Miguel O’ Hara (Oscar Isaac) clashes with Vulture (Jorma Taccone) above New York's Guggenheim Museum in Columbia Pictures and Sony Pictures Animations’ Spider-Man: Across the Spider-Verse (2023). Sony Pictures Animation. © 2023 CTMG, Inc. All Rights Reserved.

More than four years after the blockbuster superhero film Spider-Man: Into the Spider-Verse (2018) graced the silver screen, its highly-anticipated sequel, Spider-Man: Across the Spider-Verse (2023), arrived in theatres last week—and it’s riddled with art references.

The very first fight scene in the film takes place in an animated, glitch-ridden rendering of the Solomon R. Guggenheim Museum on Manhattan’s Upper East Side, complete with interior and exterior shots of Frank Lloyd Wright’s architectural marvel. On display within the museum is a pack of Jeff Koons Balloon Dog works—one large and numerous smaller editions, all in varying metallic hues.

A scene from Spider-Man: Across the Spider-Verse (2023) feature works by Jeff Koons at the Guggenheim Museum Screenshot via YouTube

One of the characters involved in the Guggenheim battle is Vulture (voiced by Jorma Taccone), who, in this film, appears as though he is made of parchment paper. His design is based on the sketches of Leonardo da Vinci.

And, just like its predecessor, Spider-Man: Across the Spider-Verse features a Banksy shoutout from an unnamed onlooker. References to the secretive British artist in both films occur after a malfunction happens in the so-called multiverse, causing a bizarre structure to appear on the street; this then prompts a passerby to opine: "Yeah, I think it's a Banksy."
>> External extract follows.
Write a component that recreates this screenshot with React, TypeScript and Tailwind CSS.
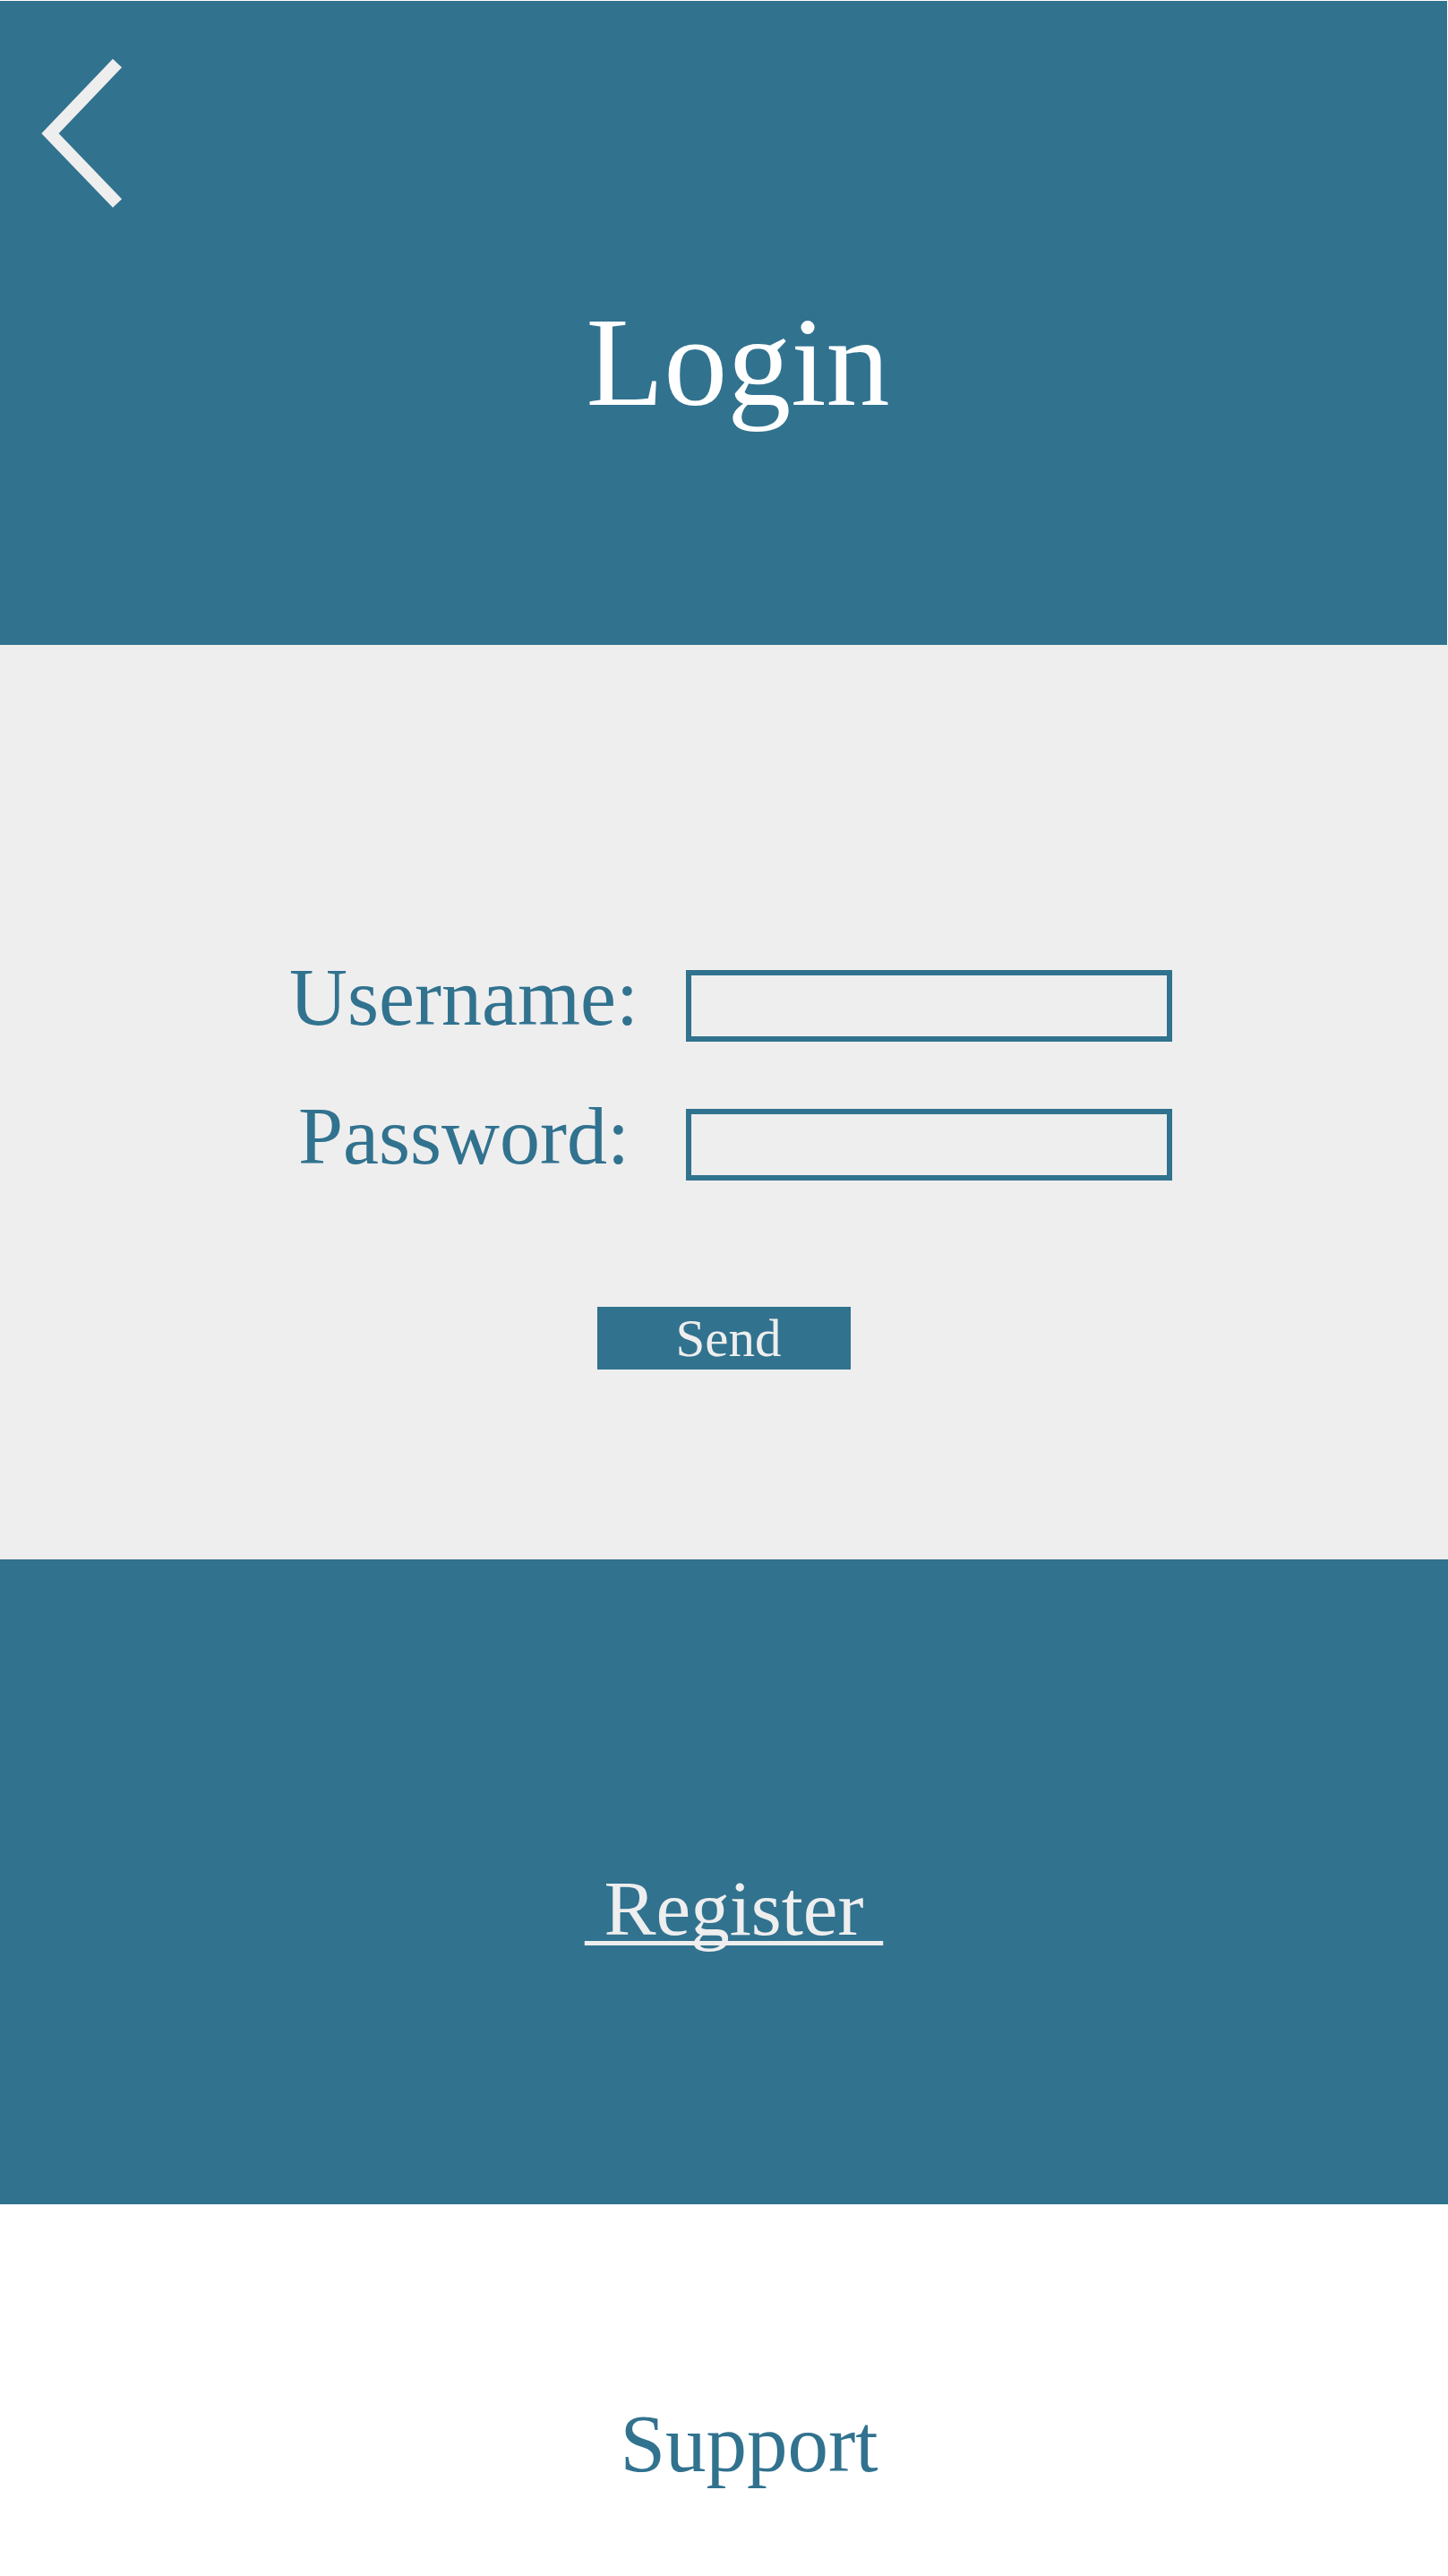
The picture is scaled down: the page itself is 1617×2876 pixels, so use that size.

Rapper Post Malone—who contributed the 18-times platinum song “Sunflower” to the first film’s soundtrack—is the voice behind the so-called “Brooklyn Bystander” (as the character is credited on IMDb) who makes this remark in Spider-Man: Into the Spider-Verse; though it’s not yet confirmed if he reprised the Banksy-spotting role for Spider-Man: Across the Spider-Verse.